Caribbean recruitment drive

However, London Transport didn’t just house people who had come looking for work from the Caribbean, it also recruited them. There were a huge number of vacancies in the aftermath of the Second World War so, at the invitation of the Barbados Government, London Transport began a recruitment drive in the Caribbean in 1956, opening a recruitment office in Barbados. Records show that in the February of that year the organisation recruited 50 male conductors, 20 female conductors and 70 station men.

New recruits were loaned the fare for the trip to the UK and a designated Barbados Migrants’ Liaison service was established to help them to secure housing in London. However, they were warned that they might find the move unsettling at first, or even regret their decision, but also that they would change their minds after a few months in England.

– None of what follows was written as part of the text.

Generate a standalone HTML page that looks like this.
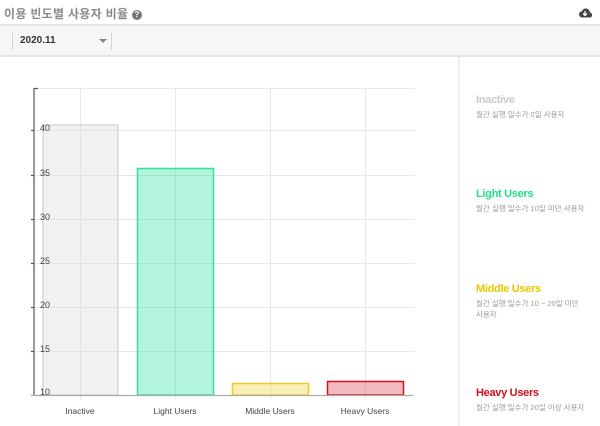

The recruitment drive was soon expanded, with recruitment offices established in Jamaica and Trinidad in 1966. This all built on the work that London Transport was already doing to recruit employees from overseas, including Ireland and Poland. From the launch of the recruitment drive in 1956 to the day it was formally closed in 1970, more than 4,000 staff had been recruited from the Caribbean to work on London’s transport network.

It would be wrong to imply that the integration of the employees from the Caribbean was plain-sailing. There were challenges and early resistance with some of the employees finding that there were barriers to promotion too.

However, many of those who joined London Transport stayed for a long period of time and have inspired their own family members to work at TfL today. They had a huge impact on how TfL has been shaped as an organisation and also how it continues to develop.

As we celebrate the anniversary of Windrush, it’s important to reflect on the value of welcoming diversity and how this generation helped to keep London moving.